I carry a 649 quite a bit. It is a .357, but I usually carry +P .38 Special Corbon DPX in it. It has a slighly longer barrel and you have the ability to thumb cock it without worry about snagging. It's what they call the "Bodyguard" style of revolver. With the stock grips (pictured) you can accurately shoot magnums, but I replaced them with rubber boot grips. I usually carry it in a Mika pocket holster.


----------



## neophyte (Aug 13, 2007)

*choosing*

SgtTurttle: Sir; my choosing SW638. I shoot Single Action and a most natural selection [after a lot of research] Could I have done as well with another?
Yes. The facts: Ability to conceal without hanging while removing from pockets, light weight, +P, ease of handling, ease of car, truck, ability of hitting my target. Unit is a good traveling companion. Having shot different models of this variety, having seen [for me] not much difference in shootability. Single action or double action work best for me.
It came down to pocketability. Can you hit your target? Yes. Does it require a marksman? No. Does it require above average ability. No. Does it require above average strength? No. Does it require you to be a "marksman" No.
Does it require you to practice:smt033 don't they all.:mrgreen:
Follow up with your decisions and experiences


----------



## TOF (Sep 7, 2006)

I have a J frame equiv. in the Taurus 605.
.38 +P 125 Gr. Gold Dots chronograph at around 900 fps. out of it.
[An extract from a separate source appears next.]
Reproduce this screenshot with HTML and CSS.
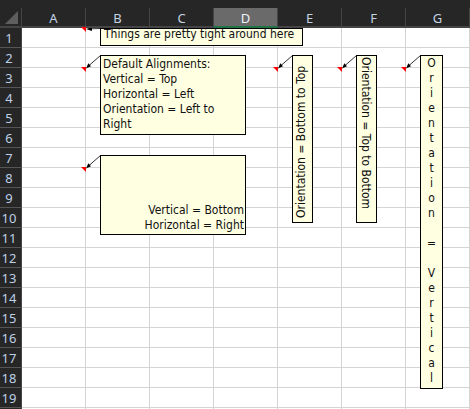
FILE: index.html
```html
<!DOCTYPE html>
<html>
<head>
<meta charset="utf-8">
<link rel="stylesheet" href="styles.css">
</head>
<body>
<div class="sheet">
  <div class="topbar"></div>
  <div class="row head">
    <div class="corner"><span class="tri"></span></div>
    <div class="ch">A</div><div class="ch">B</div><div class="ch">C</div><div class="ch sel">D</div><div class="ch">E</div><div class="ch">F</div><div class="ch">G</div>
  </div>
  <div class="row"><div class="rh">1</div><div class="cell note-mark"></div><div class="cell"></div><div class="cell"></div><div class="cell"></div><div class="cell"></div><div class="cell"></div><div class="cell"></div></div>
  <div class="row"><div class="rh">2</div><div class="cell"></div><div class="cell"></div><div class="cell"></div><div class="cell"></div><div class="cell"></div><div class="cell"></div><div class="cell"></div></div>
  <div class="row"><div class="rh">3</div><div class="cell note-mark"></div><div class="cell"></div><div class="cell"></div><div class="cell note-mark"></div><div class="cell note-mark"></div><div class="cell note-mark"></div><div class="cell"></div></div>
  <div class="row"><div class="rh">4</div><div class="cell"></div><div class="cell"></div><div class="cell"></div><div class="cell"></div><div class="cell"></div><div class="cell"></div><div class="cell"></div></div>
  <div class="row"><div class="rh">5</div><div class="cell"></div><div class="cell"></div><div class="cell"></div><div class="cell"></div><div class="cell"></div><div class="cell"></div><div class="cell"></div></div>
  <div class="row"><div class="rh">6</div><div class="cell"></div><div class="cell"></div><div class="cell"></div><div class="cell"></div><div class="cell"></div><div class="cell"></div><div class="cell"></div></div>
  <div class="row"><div class="rh">7</div><div class="cell"></div><div class="cell"></div><div class="cell"></div><div class="cell"></div><div class="cell"></div><div class="cell"></div><div class="cell"></div></div>
  <div class="row"><div class="rh">8</div><div class="cell note-mark"></div><div class="cell"></div><div class="cell"></div><div class="cell"></div><div class="cell"></div><div class="cell"></div><div class="cell"></div></div>
  <div class="row"><div class="rh">9</div><div class="cell"></div><div class="cell"></div><div class="cell"></div><div class="cell"></div><div class="cell"></div><div class="cell"></div><div class="cell"></div></div>
  <div class="row"><div class="rh">10</div><div class="cell"></div><div class="cell"></div><div class="cell"></div><div class="cell"></div><div class="cell"></div><div class="cell"></div><div class="cell"></div></div>
  <div class="row"><div class="rh">11</div><div class="cell"></div><div class="cell"></div><div class="cell"></div><div class="cell"></div><div class="cell"></div><div class="cell"></div><div class="cell"></div></div>
  <div class="row"><div class="rh">12</div><div class="cell"></div><div class="cell"></div><div class="cell"></div><div class="cell"></div><div class="cell"></div><div class="cell"></div><div class="cell"></div></div>
  <div class="row"><div class="rh">13</div><div class="cell"></div><div class="cell"></div><div class="cell"></div><div class="cell"></div><div class="cell"></div><div class="cell"></div><div class="cell"></div></div>
  <div class="row"><div class="rh">14</div><div class="cell"></div><div class="cell"></div><div class="cell"></div><div class="cell"></div><div class="cell"></div><div class="cell"></div><div class="cell"></div></div>
  <div class="row"><div class="rh">15</div><div class="cell"></div><div class="cell"></div><div class="cell"></div><div class="cell"></div><div class="cell"></div><div class="cell"></div><div class="cell"></div></div>
  <div class="row"><div class="rh">16</div><div class="cell"></div><div class="cell"></div><div class="cell"></div><div class="cell"></div><div class="cell"></div><div class="cell"></div><div class="cell"></div></div>
  <div class="row"><div class="rh">17</div><div class="cell"></div><div class="cell"></div><div class="cell"></div><div class="cell"></div><div class="cell"></div><div class="cell"></div><div class="cell"></div></div>
  <div class="row"><div class="rh">18</div><div class="cell"></div><div class="cell"></div><div class="cell"></div><div class="cell"></div><div class="cell"></div><div class="cell"></div><div class="cell"></div></div>
  <div class="row"><div class="rh">19</div><div class="cell"></div><div class="cell"></div><div class="cell"></div><div class="cell"></div><div class="cell"></div><div class="cell"></div><div class="cell"></div></div>
  <div class="row"><div class="rh"></div><div class="cell"></div><div class="cell"></div><div class="cell"></div><div class="cell"></div><div class="cell"></div><div class="cell"></div><div class="cell"></div></div>

  <div class="layer">
    <svg class="arrows" width="470" height="381" viewBox="0 28 470 381">
      <g stroke="#333" stroke-width="1" fill="none">
        <line x1="100.5" y1="28.5" x2="89" y2="28.8"/>
        <line x1="100.5" y1="55.5" x2="89" y2="65.5"/>
        <line x1="100.5" y1="155.5" x2="89" y2="165.5"/>
        <line x1="292.5" y1="55.5" x2="281" y2="65.5"/>
        <line x1="356.5" y1="55.5" x2="345" y2="65.5"/>
        <line x1="420.5" y1="55.5" x2="409" y2="65.5"/>
      </g>
      <g fill="#000">
        <polygon points="86,29 92,27 92,31"/>
        <polygon points="86,68.5 91,66.3 88.3,63.3"/>
        <polygon points="86,168.5 91,166.3 88.3,163.3"/>
        <polygon points="278,68.5 283,66.3 280.3,63.3"/>
        <polygon points="342,68.5 347,66.3 344.3,63.3"/>
        <polygon points="406,68.5 411,66.3 408.3,63.3"/>
      </g>
    </svg>
    <div class="note n1"><div class="txt">Things are pretty tight around here</div></div>
    <div class="note n2">Default Alignments:<br>Vertical = Top<br>Horizontal = Left<br>Orientation = Left to<br>Right</div>
    <div class="note n3"><div class="txt">Vertical = Bottom<br>Horizontal = Right</div></div>
    <div class="note rot up">Orientation = Bottom to Top</div>
    <div class="note rot down">Orientation = Top to Bottom</div>
    <div class="note stack"><span>O</span><span>r</span><span>i</span><span>e</span><span>n</span><span>t</span><span>a</span><span>t</span><span>i</span><span>o</span><span>n</span><span></span><span>=</span><span></span><span>V</span><span>e</span><span>r</span><span>t</span><span>i</span><span>c</span><span>a</span><span>l</span></div>
  </div>
</div>
</body>
</html>
```
FILE: styles.css
```css
* { box-sizing: border-box; }
html, body { margin: 0; padding: 0; }
body {
  width: 470px;
  height: 409px;
  overflow: hidden;
  background: #ffffff;
  font-family: "Noto Sans", "DejaVu Sans", sans-serif;
}
.sheet {
  position: relative;
  width: 470px;
  height: 409px;
  overflow: hidden;
}
.topbar {
  height: 8px;
  background: #262626;
}
.row {
  display: flex;
  height: 20px;
}
.head {
  background: #262626;
}
.corner {
  position: relative;
  width: 22px;
  height: 20px;
  border-right: 1px solid #454545;
  border-bottom: 2px solid #454545;
  background: #262626;
}
.tri {
  position: absolute;
  right: 3px;
  bottom: 2px;
  width: 0;
  height: 0;
  border-left: 13px solid transparent;
  border-bottom: 13px solid #5e5e5e;
}
.ch {
  width: 64px;
  height: 20px;
  border-right: 1px solid #454545;
  border-bottom: 2px solid #454545;
  background: #262626;
  color: #c4d3e3;
  font-size: 13px;
  display: flex;
  align-items: center;
  justify-content: center;
  padding-top: 1px;
}
.ch.sel {
  background: #6a6a6a;
  border-bottom-color: #217346;
  color: #eef3f8;
}
.rh {
  width: 22px;
  height: 20px;
  border-right: 1px solid #454545;
  border-bottom: 1px solid #555555;
  background: #262626;
  color: #bdd0e6;
  font-size: 13px;
  display: flex;
  align-items: center;
  justify-content: center;
  padding-right: 3px;
  padding-top: 1px;
}
.cell {
  position: relative;
  width: 64px;
  height: 20px;
  border-right: 1px solid #d4d4d4;
  border-bottom: 1px solid #d4d4d4;
  background: #ffffff;
}
.note-mark::after {
  content: "";
  position: absolute;
  top: -1px;
  right: -1px;
  width: 0;
  height: 0;
  border-top: 5px solid #ff0000;
  border-left: 5px solid transparent;
}
.layer {
  position: absolute;
  left: 0;
  top: 28px;
  width: 470px;
  height: 381px;
  overflow: hidden;
  pointer-events: none;
}
.arrows {
  position: absolute;
  left: 0;
  top: 0;
}
.note {
  position: absolute;
  background: #ffffe1;
  border: 1px solid #000000;
  color: #111111;
  font-family: "DejaVu Sans Condensed", "DejaVu Sans", sans-serif;
  font-size: 12px;
  line-height: 15px;
  white-space: nowrap;
}
.n1 {
  left: 100px;
  top: 0;
  width: 203px;
  height: 18px;
  padding-left: 3px;
}
.n1 .txt {
  margin-top: -2px;
}
.n2 {
  left: 100px;
  top: 27px;
  width: 146px;
  height: 80px;
  padding: 1px 2px;
}
.n3 {
  left: 100px;
  top: 127px;
  width: 146px;
  height: 80px;
  display: flex;
  flex-direction: column;
  justify-content: flex-end;
  align-items: flex-end;
  text-align: right;
  padding: 0 1px 1px 2px;
}
.rot {
  top: 27px;
  width: 21px;
  height: 168px;
  writing-mode: vertical-rl;
  padding-top: 1px;
}
.up {
  left: 292px;
  transform: rotate(180deg);
  padding-right: 1px;
  padding-top: 4px;
}
.down {
  left: 356px;
  padding-right: 3px;
}
.stack {
  left: 420px;
  top: 27px;
  width: 23px;
  height: 334px;
  display: flex;
  flex-direction: column;
  align-items: center;
}
.stack span {
  display: block;
  height: 15px;
}
```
To achieve any greater velocity I have to use fullhouse .357's which I can use well but with definite discomfort after a few shots. Don't even consider a 12 ounce feather weight. They are for Masochists.

I want greater velocity so either carry an M&P40, M&P9 or will be carrying my new GP100.

If you go with a snubby I have found the Ruger SP101 to be more comfortable with Hot loads.

Enjoy 

:smt1099


----------



## FHBrumb (Oct 27, 2007)

I have the Model 60 in 2 1/8 trim .357 Mag.

When I shoot it, about 15 rounds of 130 grain Mag loads (factory), and I'm done. My hands are shaking and I just don't want-no-mo.

I also reload 38 Spl at 125 grain (pretty light loads) and I can shoot those all day long.

Mine has the Hogue Bantam grips, which are a rubber grip that look like a Speigle Boot Grip.

Mine is Magnaported, with one heck of a good trigger job on it. Good enough double action that I don't recall ever shooting it single action... 

I can hold 5 shots (Mags) to about 3 or 4 inches across at 15 yards double action.

I have an IWB, a hip holster, an ankle rig, and Thunderwear for it.

For carry, I have Magsafe 357 SWAT loads and full house 130 JHPs in a speed loader for back up.

I carry it lots... Shhhhhhhhh...

Go for the option, and get the 357. If I had to do it again now, I'd pick the hammerless variant, however...


----------